::: The input :::
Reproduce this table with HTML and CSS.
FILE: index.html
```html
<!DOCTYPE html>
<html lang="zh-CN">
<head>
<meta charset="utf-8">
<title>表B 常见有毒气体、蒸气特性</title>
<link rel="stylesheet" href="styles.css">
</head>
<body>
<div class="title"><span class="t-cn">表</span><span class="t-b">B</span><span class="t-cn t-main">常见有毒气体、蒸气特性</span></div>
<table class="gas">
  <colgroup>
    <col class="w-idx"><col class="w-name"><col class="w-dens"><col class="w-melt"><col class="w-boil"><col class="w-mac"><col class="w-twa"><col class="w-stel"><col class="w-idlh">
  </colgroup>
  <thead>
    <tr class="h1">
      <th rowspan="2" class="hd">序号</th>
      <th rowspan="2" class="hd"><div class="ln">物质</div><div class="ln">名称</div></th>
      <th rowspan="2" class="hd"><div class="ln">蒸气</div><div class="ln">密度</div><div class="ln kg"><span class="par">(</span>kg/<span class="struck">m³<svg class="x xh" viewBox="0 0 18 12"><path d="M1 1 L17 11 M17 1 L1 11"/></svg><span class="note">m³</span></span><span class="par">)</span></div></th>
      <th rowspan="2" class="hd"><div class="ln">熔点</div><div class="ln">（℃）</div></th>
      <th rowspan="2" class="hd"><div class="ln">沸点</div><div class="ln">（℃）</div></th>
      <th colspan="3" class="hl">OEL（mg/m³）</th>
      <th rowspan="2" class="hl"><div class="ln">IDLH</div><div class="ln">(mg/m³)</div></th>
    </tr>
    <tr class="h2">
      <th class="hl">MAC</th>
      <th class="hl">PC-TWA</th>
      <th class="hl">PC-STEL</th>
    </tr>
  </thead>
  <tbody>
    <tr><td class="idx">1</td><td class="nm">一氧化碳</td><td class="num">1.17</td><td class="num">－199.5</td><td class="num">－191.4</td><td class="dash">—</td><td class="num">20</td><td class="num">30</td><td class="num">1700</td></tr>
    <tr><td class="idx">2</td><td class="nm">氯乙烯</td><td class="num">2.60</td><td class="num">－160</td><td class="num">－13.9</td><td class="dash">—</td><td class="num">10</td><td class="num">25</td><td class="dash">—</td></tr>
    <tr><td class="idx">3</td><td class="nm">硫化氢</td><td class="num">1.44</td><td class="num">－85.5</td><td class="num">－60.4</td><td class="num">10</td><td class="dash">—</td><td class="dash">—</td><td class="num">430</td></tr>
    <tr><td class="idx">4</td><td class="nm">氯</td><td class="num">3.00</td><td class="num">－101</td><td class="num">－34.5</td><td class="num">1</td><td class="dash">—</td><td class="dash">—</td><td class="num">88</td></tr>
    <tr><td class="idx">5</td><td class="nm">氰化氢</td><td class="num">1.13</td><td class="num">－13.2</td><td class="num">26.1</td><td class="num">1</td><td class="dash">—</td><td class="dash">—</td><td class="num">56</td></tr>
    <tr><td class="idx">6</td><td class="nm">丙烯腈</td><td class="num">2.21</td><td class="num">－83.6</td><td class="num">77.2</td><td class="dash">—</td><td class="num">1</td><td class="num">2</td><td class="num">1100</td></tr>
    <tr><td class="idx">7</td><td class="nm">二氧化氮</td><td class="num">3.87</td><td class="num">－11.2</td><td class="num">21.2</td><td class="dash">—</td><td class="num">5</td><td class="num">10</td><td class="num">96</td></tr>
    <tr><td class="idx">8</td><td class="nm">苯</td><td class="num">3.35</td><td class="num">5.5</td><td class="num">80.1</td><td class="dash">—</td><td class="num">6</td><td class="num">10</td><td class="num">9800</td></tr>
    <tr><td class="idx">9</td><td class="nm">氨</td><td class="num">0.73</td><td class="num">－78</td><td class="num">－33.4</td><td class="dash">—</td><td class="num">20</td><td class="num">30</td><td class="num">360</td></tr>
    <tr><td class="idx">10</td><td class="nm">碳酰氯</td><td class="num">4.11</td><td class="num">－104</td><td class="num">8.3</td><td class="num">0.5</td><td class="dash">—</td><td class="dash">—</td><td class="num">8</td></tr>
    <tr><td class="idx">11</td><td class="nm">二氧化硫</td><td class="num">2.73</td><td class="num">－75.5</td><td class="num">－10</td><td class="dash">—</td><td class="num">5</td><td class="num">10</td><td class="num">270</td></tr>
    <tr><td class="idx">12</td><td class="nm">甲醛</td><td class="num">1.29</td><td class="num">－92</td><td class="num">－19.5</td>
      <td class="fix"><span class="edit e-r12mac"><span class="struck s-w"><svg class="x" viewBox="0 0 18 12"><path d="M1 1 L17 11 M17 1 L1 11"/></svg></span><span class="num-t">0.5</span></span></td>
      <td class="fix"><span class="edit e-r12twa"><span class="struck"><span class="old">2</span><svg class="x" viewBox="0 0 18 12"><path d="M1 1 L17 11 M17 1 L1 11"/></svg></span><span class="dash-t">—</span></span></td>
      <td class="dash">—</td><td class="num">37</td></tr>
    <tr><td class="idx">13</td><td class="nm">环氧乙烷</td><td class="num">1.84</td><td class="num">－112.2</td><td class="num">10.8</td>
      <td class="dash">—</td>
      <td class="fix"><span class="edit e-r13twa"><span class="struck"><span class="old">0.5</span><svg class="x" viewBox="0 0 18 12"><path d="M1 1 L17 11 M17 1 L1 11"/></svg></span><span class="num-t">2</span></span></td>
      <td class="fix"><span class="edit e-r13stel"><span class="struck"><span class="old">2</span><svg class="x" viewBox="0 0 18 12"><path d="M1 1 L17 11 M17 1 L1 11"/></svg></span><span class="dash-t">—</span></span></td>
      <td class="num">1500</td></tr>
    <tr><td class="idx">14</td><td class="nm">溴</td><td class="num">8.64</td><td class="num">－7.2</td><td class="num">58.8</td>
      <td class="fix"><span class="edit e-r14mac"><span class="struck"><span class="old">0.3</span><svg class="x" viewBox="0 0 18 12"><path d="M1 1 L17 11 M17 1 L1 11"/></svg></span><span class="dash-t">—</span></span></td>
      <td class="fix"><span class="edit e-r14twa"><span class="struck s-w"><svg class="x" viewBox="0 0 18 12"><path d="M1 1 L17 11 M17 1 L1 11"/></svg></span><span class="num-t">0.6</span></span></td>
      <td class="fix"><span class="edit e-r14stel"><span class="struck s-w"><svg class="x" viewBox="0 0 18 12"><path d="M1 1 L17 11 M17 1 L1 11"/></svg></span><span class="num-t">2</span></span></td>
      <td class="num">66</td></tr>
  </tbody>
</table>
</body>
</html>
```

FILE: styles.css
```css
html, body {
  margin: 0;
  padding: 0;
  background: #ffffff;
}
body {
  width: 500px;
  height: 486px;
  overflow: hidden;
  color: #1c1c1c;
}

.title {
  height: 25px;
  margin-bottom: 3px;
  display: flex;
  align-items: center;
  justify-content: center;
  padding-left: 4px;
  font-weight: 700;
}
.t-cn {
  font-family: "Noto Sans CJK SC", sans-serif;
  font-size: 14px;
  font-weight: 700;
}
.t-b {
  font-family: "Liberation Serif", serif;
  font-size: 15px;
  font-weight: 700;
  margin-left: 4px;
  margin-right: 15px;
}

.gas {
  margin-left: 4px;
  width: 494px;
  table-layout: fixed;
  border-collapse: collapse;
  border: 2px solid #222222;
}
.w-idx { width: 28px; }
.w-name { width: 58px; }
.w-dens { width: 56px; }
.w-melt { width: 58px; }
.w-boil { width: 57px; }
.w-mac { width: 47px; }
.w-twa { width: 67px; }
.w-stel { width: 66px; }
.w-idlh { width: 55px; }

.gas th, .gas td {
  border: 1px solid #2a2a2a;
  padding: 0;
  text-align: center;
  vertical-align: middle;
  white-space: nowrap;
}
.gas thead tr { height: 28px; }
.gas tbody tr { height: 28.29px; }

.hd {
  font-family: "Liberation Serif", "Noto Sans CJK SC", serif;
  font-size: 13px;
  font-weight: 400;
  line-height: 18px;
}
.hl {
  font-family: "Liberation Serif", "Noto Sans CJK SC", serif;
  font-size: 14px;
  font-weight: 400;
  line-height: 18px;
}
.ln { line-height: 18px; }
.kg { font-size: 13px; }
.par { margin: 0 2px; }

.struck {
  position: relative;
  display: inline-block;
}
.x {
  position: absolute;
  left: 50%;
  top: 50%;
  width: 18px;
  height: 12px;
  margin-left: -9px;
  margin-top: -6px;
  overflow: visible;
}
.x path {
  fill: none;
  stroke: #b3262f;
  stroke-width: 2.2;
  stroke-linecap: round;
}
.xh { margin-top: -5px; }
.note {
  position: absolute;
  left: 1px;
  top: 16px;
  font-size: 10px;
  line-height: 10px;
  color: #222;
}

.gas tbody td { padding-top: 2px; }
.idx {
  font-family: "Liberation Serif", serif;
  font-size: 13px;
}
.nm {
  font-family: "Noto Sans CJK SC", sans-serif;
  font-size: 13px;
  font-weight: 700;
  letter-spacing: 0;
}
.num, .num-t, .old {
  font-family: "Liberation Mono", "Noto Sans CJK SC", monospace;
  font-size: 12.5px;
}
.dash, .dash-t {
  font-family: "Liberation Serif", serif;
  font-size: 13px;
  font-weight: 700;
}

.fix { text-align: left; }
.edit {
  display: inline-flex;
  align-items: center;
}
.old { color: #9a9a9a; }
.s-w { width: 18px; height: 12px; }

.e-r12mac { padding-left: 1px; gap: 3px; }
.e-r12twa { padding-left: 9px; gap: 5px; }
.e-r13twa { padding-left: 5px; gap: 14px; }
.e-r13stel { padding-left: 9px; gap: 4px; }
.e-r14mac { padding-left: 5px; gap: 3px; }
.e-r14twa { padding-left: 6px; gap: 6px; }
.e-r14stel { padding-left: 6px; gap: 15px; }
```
:::
::: The input :::
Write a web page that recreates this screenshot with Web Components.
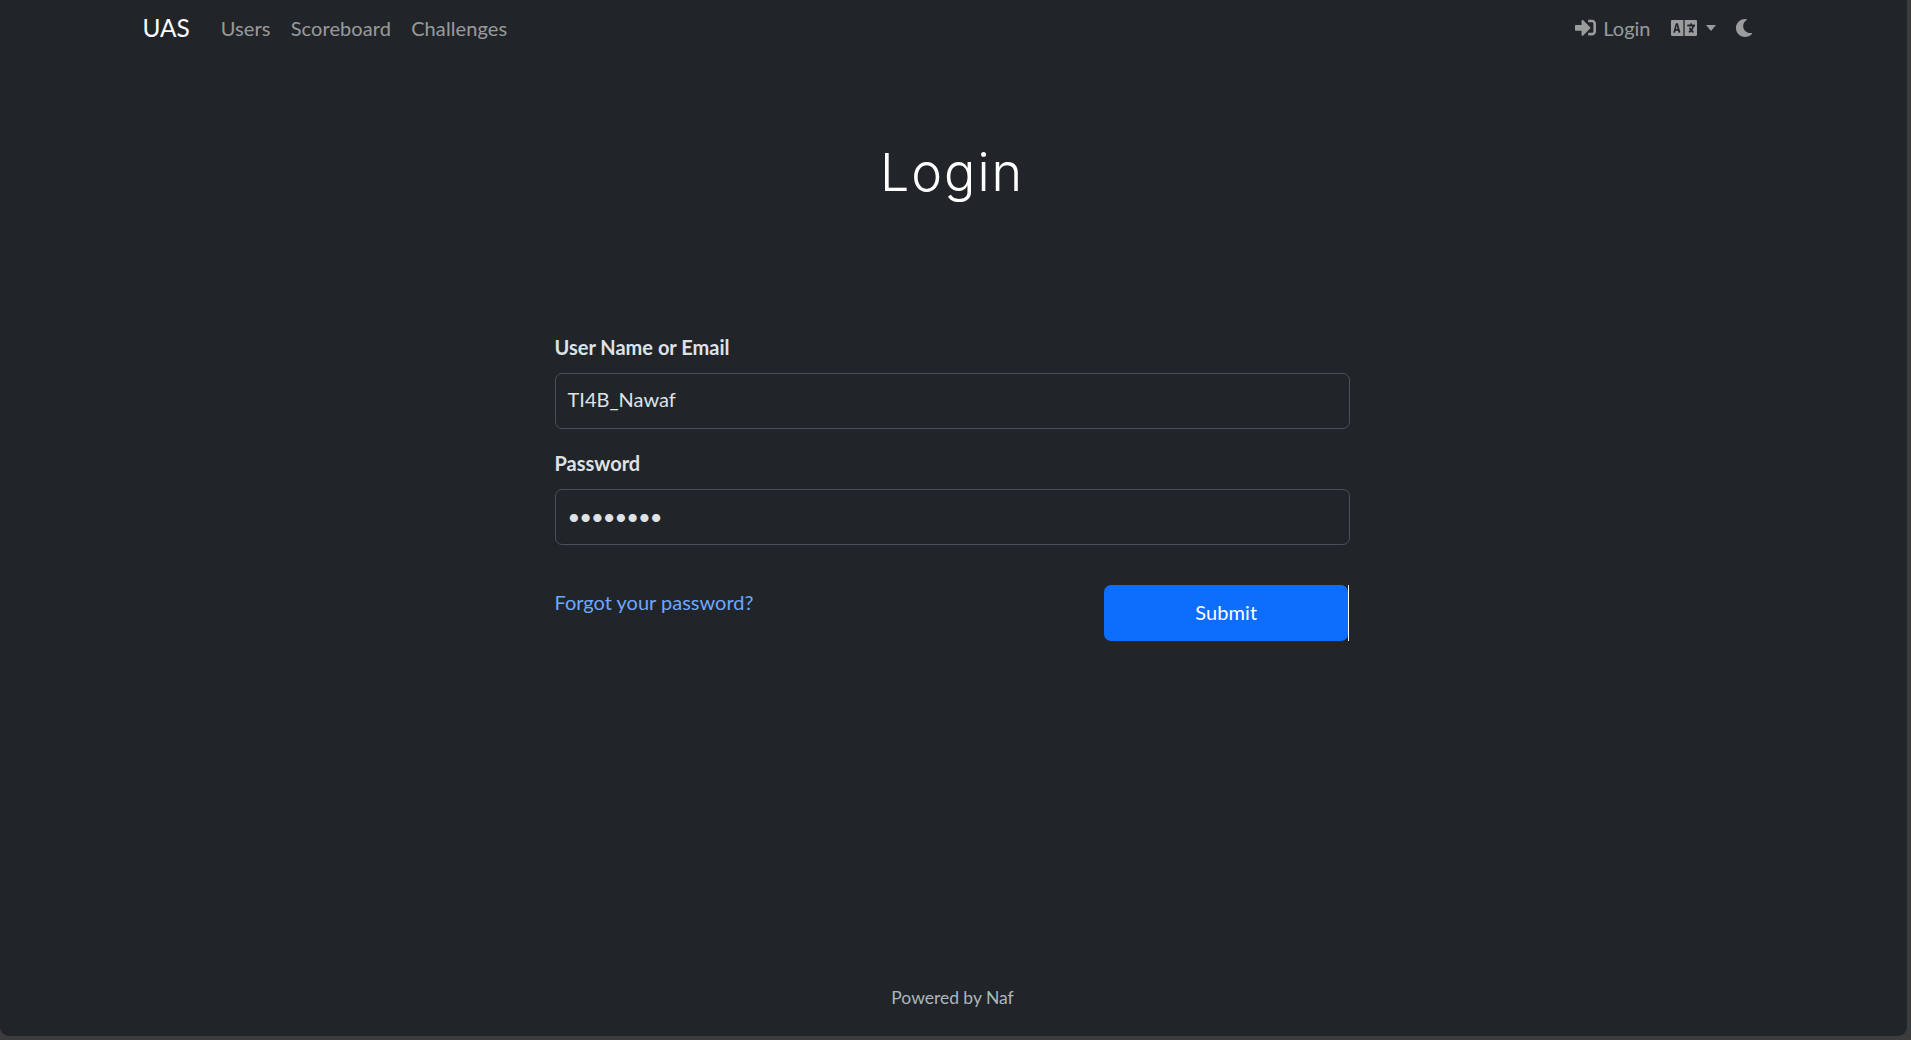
:::
# What is required
Within the listing above, find every line containing the string "table" and return it.

# Completed task
Reproduce this table with HTML and CSS.
<table class="gas">
</table>
  table-layout: fixed;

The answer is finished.